Esto no está pasando solo en Centroamérica, o solo en América Latina. Esta misma dinámica se repite en todo el mundo, dondequiera que las drogas se cultiven y se muevan a través de las fronteras, y en países que ya luchan con problemas de gobernabilidad, desde los paisajes de opio del suroeste de Myanmar, los centros de cocaína de Guinea-Bissau, hasta el contrabando de múltiples productos desde el este de Panamá. Todos son sitios donde los modos de narcopoder actualmente dominan la gobernanza de los paisajes. Y, sin embargo, también son los paisajes con el mayor potencial para el secuestro de carbono planetario y, por lo tanto, donde más se necesita una gestión del territorio eficaz y transparente.
De hecho, el último informe del IPCC pide una «acción acelerada» para «salvaguardar y fortalecer la naturaleza» y «restaurar los ecosistemas degradados». El informe destaca que la implementación de las opciones de adaptación y mitigación «depende de la capacidad y la eficacia de la gobernanza y los procesos de elaboración». En otras palabras, una acción climática eficaz requiere contextos de gobernanza en los que funcione el estado de derecho, en los que los estados tengan legitimidad y autoridad, y en los que los actores criminales –cuya principal fuente de ingresos sean las drogas– no determinen en última instancia el destino del territorio, sus recursos y su biodiversidad.

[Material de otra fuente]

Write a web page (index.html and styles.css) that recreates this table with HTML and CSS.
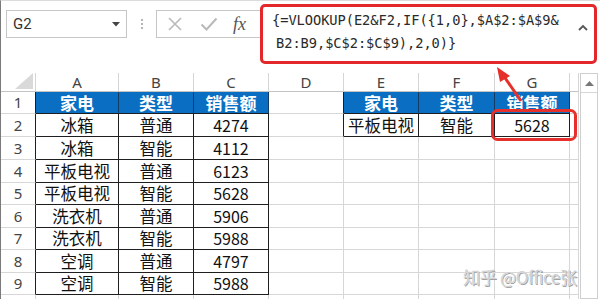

Mientras la política global de narcóticos esté dominada por la prohibición de las drogas y esta genere grandes ganancias a quienes la producen y distribuyen, habrá poderosos actores criminales en todas las escalas, desde las aldeas rurales hasta las más altas esferas del poder, que socavarán la gestión sólida y sostenible de la tierra y los recursos que son tan esenciales para nuestro futuro planetario.